What is being asked
Your task is to copy the listing exactly, with the pictures left out.

Data
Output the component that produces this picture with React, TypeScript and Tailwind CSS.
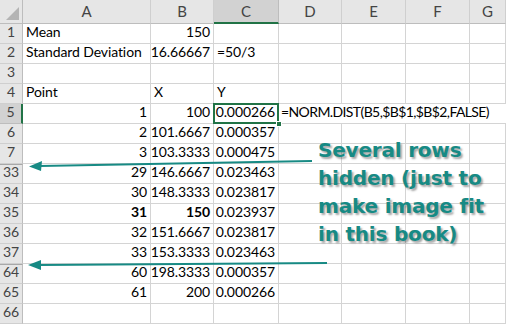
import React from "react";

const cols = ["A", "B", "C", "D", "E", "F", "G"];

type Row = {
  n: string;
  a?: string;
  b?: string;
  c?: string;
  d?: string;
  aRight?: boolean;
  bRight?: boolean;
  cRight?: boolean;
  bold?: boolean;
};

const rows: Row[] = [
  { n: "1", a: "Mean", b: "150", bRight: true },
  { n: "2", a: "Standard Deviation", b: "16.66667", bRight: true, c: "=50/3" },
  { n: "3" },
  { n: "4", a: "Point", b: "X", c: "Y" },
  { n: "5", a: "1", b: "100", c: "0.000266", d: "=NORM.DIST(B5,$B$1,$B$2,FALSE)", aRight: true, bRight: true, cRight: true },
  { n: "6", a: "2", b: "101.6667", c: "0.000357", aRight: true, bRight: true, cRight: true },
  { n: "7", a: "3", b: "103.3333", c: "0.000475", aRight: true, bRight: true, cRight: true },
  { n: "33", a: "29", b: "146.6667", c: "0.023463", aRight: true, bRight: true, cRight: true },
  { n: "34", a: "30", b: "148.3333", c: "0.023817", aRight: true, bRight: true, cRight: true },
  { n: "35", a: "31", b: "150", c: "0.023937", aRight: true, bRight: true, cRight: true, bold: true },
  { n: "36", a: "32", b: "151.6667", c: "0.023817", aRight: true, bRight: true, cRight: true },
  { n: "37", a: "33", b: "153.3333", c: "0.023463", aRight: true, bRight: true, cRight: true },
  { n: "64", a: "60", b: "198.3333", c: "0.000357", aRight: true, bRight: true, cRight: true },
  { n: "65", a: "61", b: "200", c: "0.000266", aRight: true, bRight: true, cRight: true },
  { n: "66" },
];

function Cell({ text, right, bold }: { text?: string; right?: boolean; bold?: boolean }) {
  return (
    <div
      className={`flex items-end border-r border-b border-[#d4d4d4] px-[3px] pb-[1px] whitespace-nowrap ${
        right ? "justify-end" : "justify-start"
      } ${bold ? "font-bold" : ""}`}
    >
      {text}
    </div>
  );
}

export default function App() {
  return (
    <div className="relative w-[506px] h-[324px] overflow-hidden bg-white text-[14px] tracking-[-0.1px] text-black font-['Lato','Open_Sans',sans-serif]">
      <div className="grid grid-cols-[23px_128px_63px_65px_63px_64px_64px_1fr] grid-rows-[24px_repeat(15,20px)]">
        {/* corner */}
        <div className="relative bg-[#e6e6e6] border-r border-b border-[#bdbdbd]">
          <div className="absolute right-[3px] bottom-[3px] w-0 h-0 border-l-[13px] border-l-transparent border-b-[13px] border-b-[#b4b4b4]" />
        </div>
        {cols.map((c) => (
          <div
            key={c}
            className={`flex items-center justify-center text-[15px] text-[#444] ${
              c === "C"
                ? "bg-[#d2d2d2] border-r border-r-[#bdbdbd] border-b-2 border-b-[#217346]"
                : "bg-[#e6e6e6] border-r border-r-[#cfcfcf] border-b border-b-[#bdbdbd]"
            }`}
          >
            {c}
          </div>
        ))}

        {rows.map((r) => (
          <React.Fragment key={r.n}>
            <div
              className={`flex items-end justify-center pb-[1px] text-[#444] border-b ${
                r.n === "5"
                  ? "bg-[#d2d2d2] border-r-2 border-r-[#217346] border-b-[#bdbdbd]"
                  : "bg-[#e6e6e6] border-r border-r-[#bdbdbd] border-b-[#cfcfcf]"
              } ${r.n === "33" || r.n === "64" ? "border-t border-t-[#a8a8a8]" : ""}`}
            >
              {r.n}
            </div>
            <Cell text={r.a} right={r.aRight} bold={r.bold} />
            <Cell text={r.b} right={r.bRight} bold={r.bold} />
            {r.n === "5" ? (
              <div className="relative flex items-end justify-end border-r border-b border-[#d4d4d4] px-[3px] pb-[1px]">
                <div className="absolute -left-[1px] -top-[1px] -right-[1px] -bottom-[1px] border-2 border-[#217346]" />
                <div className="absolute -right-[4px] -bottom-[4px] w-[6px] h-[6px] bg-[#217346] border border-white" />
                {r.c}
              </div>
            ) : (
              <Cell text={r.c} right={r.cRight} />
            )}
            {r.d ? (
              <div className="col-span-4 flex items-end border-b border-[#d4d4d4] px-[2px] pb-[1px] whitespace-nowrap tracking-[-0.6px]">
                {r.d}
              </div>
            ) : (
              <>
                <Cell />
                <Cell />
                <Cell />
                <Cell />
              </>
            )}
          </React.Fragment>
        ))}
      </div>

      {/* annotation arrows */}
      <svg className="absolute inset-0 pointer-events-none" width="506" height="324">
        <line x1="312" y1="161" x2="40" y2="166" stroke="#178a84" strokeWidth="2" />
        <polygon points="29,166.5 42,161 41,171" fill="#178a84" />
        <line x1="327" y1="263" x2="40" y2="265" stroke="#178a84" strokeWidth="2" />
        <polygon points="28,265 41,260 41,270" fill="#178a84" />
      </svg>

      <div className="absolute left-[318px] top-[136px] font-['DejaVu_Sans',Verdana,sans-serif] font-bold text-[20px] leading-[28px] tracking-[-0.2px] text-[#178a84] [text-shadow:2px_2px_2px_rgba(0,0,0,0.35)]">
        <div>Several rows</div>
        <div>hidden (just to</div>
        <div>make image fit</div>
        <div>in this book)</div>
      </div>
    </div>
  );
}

Finished task
Output the component that produces this picture with React, TypeScript and Tailwind CSS.
import React from "react";

const cols = ["A", "B", "C", "D", "E", "F", "G"];

type Row = {
  n: string;
  a?: string;
  b?: string;
  c?: string;
  d?: string;
  aRight?: boolean;
  bRight?: boolean;
  cRight?: boolean;
  bold?: boolean;
};

const rows: Row[] = [
  { n: "1", a: "Mean", b: "150", bRight: true },
  { n: "2", a: "Standard Deviation", b: "16.66667", bRight: true, c: "=50/3" },
  { n: "3" },
  { n: "4", a: "Point", b: "X", c: "Y" },
  { n: "5", a: "1", b: "100", c: "0.000266", d: "=NORM.DIST(B5,$B$1,$B$2,FALSE)", aRight: true, bRight: true, cRight: true },
  { n: "6", a: "2", b: "101.6667", c: "0.000357", aRight: true, bRight: true, cRight: true },
  { n: "7", a: "3", b: "103.3333", c: "0.000475", aRight: true, bRight: true, cRight: true },
  { n: "33", a: "29", b: "146.6667", c: "0.023463", aRight: true, bRight: true, cRight: true },
  { n: "34", a: "30", b: "148.3333", c: "0.023817", aRight: true, bRight: true, cRight: true },
  { n: "35", a: "31", b: "150", c: "0.023937", aRight: true, bRight: true, cRight: true, bold: true },
  { n: "36", a: "32", b: "151.6667", c: "0.023817", aRight: true, bRight: true, cRight: true },
  { n: "37", a: "33", b: "153.3333", c: "0.023463", aRight: true, bRight: true, cRight: true },
  { n: "64", a: "60", b: "198.3333", c: "0.000357", aRight: true, bRight: true, cRight: true },
  { n: "65", a: "61", b: "200", c: "0.000266", aRight: true, bRight: true, cRight: true },
  { n: "66" },
];

function Cell({ text, right, bold }: { text?: string; right?: boolean; bold?: boolean }) {
  return (
    <div
      className={`flex items-end border-r border-b border-[#d4d4d4] px-[3px] pb-[1px] whitespace-nowrap ${
        right ? "justify-end" : "justify-start"
      } ${bold ? "font-bold" : ""}`}
    >
      {text}
    </div>
  );
}

export default function App() {
  return (
    <div className="relative w-[506px] h-[324px] overflow-hidden bg-white text-[14px] tracking-[-0.1px] text-black font-['Lato','Open_Sans',sans-serif]">
      <div className="grid grid-cols-[23px_128px_63px_65px_63px_64px_64px_1fr] grid-rows-[24px_repeat(15,20px)]">
        {/* corner */}
        <div className="relative bg-[#e6e6e6] border-r border-b border-[#bdbdbd]">
          <div className="absolute right-[3px] bottom-[3px] w-0 h-0 border-l-[13px] border-l-transparent border-b-[13px] border-b-[#b4b4b4]" />
        </div>
        {cols.map((c) => (
          <div
            key={c}
            className={`flex items-center justify-center text-[15px] text-[#444] ${
              c === "C"
                ? "bg-[#d2d2d2] border-r border-r-[#bdbdbd] border-b-2 border-b-[#217346]"
                : "bg-[#e6e6e6] border-r border-r-[#cfcfcf] border-b border-b-[#bdbdbd]"
            }`}
          >
            {c}
          </div>
        ))}

        {rows.map((r) => (
          <React.Fragment key={r.n}>
            <div
              className={`flex items-end justify-center pb-[1px] text-[#444] border-b ${
                r.n === "5"
                  ? "bg-[#d2d2d2] border-r-2 border-r-[#217346] border-b-[#bdbdbd]"
                  : "bg-[#e6e6e6] border-r border-r-[#bdbdbd] border-b-[#cfcfcf]"
              } ${r.n === "33" || r.n === "64" ? "border-t border-t-[#a8a8a8]" : ""}`}
            >
              {r.n}
            </div>
            <Cell text={r.a} right={r.aRight} bold={r.bold} />
            <Cell text={r.b} right={r.bRight} bold={r.bold} />
            {r.n === "5" ? (
              <div className="relative flex items-end justify-end border-r border-b border-[#d4d4d4] px-[3px] pb-[1px]">
                <div className="absolute -left-[1px] -top-[1px] -right-[1px] -bottom-[1px] border-2 border-[#217346]" />
                <div className="absolute -right-[4px] -bottom-[4px] w-[6px] h-[6px] bg-[#217346] border border-white" />
                {r.c}
              </div>
            ) : (
              <Cell text={r.c} right={r.cRight} />
            )}
            {r.d ? (
              <div className="col-span-4 flex items-end border-b border-[#d4d4d4] px-[2px] pb-[1px] whitespace-nowrap tracking-[-0.6px]">
                {r.d}
              </div>
            ) : (
              <>
                <Cell />
                <Cell />
                <Cell />
                <Cell />
              </>
            )}
          </React.Fragment>
        ))}
      </div>

      {/* annotation arrows */}
      <svg className="absolute inset-0 pointer-events-none" width="506" height="324">
        <line x1="312" y1="161" x2="40" y2="166" stroke="#178a84" strokeWidth="2" />
        <polygon points="29,166.5 42,161 41,171" fill="#178a84" />
        <line x1="327" y1="263" x2="40" y2="265" stroke="#178a84" strokeWidth="2" />
        <polygon points="28,265 41,260 41,270" fill="#178a84" />
      </svg>

      <div className="absolute left-[318px] top-[136px] font-['DejaVu_Sans',Verdana,sans-serif] font-bold text-[20px] leading-[28px] tracking-[-0.2px] text-[#178a84] [text-shadow:2px_2px_2px_rgba(0,0,0,0.35)]">
        <div>Several rows</div>
        <div>hidden (just to</div>
        <div>make image fit</div>
        <div>in this book)</div>
      </div>
    </div>
  );
}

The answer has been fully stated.